■ Task statement: List all lines of the data that include the string "React".

■ Information shown:

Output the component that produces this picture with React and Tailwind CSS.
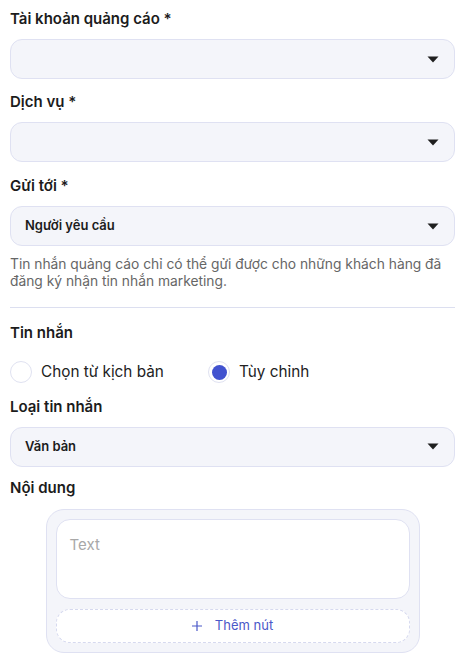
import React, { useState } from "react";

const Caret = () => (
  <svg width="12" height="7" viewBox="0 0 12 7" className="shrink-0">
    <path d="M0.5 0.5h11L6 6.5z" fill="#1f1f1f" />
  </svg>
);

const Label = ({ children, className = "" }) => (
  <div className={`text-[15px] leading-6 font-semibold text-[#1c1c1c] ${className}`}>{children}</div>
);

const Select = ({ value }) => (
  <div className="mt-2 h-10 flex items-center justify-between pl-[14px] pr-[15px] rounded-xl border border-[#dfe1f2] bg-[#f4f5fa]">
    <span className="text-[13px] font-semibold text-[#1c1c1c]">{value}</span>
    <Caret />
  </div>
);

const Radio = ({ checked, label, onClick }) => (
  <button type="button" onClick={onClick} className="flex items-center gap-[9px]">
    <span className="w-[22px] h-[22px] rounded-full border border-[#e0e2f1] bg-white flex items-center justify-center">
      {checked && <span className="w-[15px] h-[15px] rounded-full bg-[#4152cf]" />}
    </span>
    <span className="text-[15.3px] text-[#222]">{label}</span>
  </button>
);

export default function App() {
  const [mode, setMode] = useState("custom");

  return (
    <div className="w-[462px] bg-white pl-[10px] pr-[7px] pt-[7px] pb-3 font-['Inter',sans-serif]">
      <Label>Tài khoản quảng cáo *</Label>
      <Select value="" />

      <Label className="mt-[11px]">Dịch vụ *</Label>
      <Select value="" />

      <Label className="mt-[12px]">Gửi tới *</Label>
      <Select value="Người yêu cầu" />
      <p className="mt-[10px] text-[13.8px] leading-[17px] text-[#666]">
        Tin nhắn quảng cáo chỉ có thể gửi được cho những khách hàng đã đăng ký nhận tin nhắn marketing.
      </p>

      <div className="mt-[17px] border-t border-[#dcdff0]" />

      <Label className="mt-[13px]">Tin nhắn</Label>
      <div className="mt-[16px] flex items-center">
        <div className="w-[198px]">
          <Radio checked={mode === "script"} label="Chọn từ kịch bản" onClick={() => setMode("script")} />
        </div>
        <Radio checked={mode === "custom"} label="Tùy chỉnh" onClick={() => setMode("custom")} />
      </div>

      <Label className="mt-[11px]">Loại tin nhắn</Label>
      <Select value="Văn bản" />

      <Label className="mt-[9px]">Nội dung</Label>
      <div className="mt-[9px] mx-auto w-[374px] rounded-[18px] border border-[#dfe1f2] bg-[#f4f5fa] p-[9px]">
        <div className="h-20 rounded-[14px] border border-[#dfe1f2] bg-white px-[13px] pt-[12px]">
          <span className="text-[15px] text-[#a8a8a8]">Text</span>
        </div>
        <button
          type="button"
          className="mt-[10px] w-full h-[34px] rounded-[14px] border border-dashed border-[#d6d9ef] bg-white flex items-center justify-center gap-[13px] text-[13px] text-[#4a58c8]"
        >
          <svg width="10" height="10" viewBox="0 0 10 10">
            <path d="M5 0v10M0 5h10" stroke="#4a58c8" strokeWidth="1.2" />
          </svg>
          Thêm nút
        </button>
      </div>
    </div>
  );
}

■ Response to the task:
Output the component that produces this picture with React and Tailwind CSS.
import React, { useState } from "react";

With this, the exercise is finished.